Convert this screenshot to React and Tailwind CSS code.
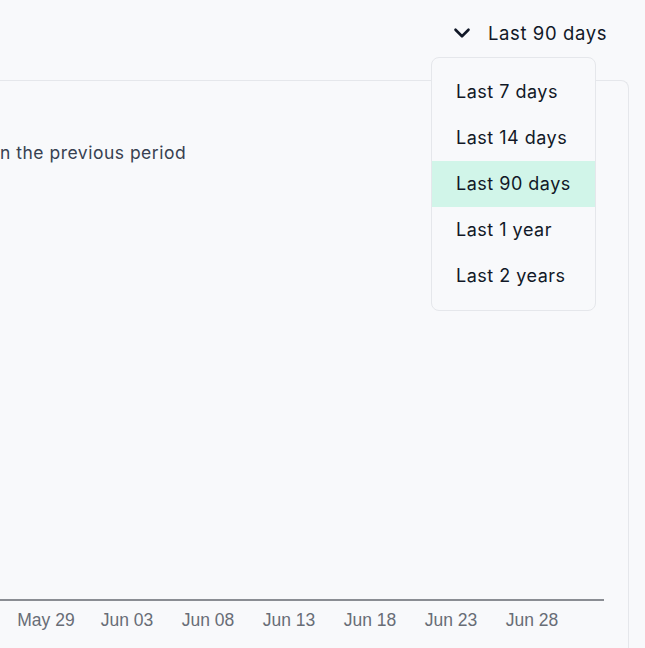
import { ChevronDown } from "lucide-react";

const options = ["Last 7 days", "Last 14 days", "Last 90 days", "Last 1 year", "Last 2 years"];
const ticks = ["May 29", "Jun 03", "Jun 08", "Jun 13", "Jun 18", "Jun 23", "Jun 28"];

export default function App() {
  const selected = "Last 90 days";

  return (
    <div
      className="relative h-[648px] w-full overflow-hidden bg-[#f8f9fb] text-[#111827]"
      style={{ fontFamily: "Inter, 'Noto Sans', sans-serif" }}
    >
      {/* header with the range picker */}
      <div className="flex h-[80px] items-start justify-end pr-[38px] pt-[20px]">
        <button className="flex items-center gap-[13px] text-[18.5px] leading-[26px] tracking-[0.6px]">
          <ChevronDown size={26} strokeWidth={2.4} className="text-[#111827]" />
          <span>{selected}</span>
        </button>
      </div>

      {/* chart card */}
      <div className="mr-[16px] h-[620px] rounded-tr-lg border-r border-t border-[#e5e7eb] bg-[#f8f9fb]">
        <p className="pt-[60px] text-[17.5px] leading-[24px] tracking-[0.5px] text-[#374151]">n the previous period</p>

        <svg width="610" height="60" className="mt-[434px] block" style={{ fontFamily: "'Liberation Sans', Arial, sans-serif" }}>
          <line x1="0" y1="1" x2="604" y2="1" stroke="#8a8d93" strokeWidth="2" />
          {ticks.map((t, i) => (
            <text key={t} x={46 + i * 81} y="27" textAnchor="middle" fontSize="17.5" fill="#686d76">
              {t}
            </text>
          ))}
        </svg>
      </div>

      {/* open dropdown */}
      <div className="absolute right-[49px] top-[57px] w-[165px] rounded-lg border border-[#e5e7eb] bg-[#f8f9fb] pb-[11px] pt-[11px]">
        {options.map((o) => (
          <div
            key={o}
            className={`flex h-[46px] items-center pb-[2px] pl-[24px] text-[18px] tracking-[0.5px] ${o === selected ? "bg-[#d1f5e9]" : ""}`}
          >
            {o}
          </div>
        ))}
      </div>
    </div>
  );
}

::::

> Exercise goal:
Output all of the data exactly as it stands, minus any images.

> Result below:
Convert this screenshot to React and Tailwind CSS code.
import { ChevronDown } from "lucide-react";

const options = ["Last 7 days", "Last 14 days", "Last 90 days", "Last 1 year", "Last 2 years"];
const ticks = ["May 29", "Jun 03", "Jun 08", "Jun 13", "Jun 18", "Jun 23", "Jun 28"];

export default function App() {
  const selected = "Last 90 days";

  return (
    <div
      className="relative h-[648px] w-full overflow-hidden bg-[#f8f9fb] text-[#111827]"
      style={{ fontFamily: "Inter, 'Noto Sans', sans-serif" }}
    >
      {/* header with the range picker */}
      <div className="flex h-[80px] items-start justify-end pr-[38px] pt-[20px]">
        <button className="flex items-center gap-[13px] text-[18.5px] leading-[26px] tracking-[0.6px]">
          <ChevronDown size={26} strokeWidth={2.4} className="text-[#111827]" />
          <span>{selected}</span>
        </button>
      </div>

      {/* chart card */}
      <div className="mr-[16px] h-[620px] rounded-tr-lg border-r border-t border-[#e5e7eb] bg-[#f8f9fb]">
        <p className="pt-[60px] text-[17.5px] leading-[24px] tracking-[0.5px] text-[#374151]">n the previous period</p>

        <svg width="610" height="60" className="mt-[434px] block" style={{ fontFamily: "'Liberation Sans', Arial, sans-serif" }}>
          <line x1="0" y1="1" x2="604" y2="1" stroke="#8a8d93" strokeWidth="2" />
          {ticks.map((t, i) => (
            <text key={t} x={46 + i * 81} y="27" textAnchor="middle" fontSize="17.5" fill="#686d76">
              {t}
            </text>
          ))}
        </svg>
      </div>

      {/* open dropdown */}
      <div className="absolute right-[49px] top-[57px] w-[165px] rounded-lg border border-[#e5e7eb] bg-[#f8f9fb] pb-[11px] pt-[11px]">
        {options.map((o) => (
          <div
            key={o}
            className={`flex h-[46px] items-center pb-[2px] pl-[24px] text-[18px] tracking-[0.5px] ${o === selected ? "bg-[#d1f5e9]" : ""}`}
          >
            {o}
          </div>
        ))}
      </div>
    </div>
  );
}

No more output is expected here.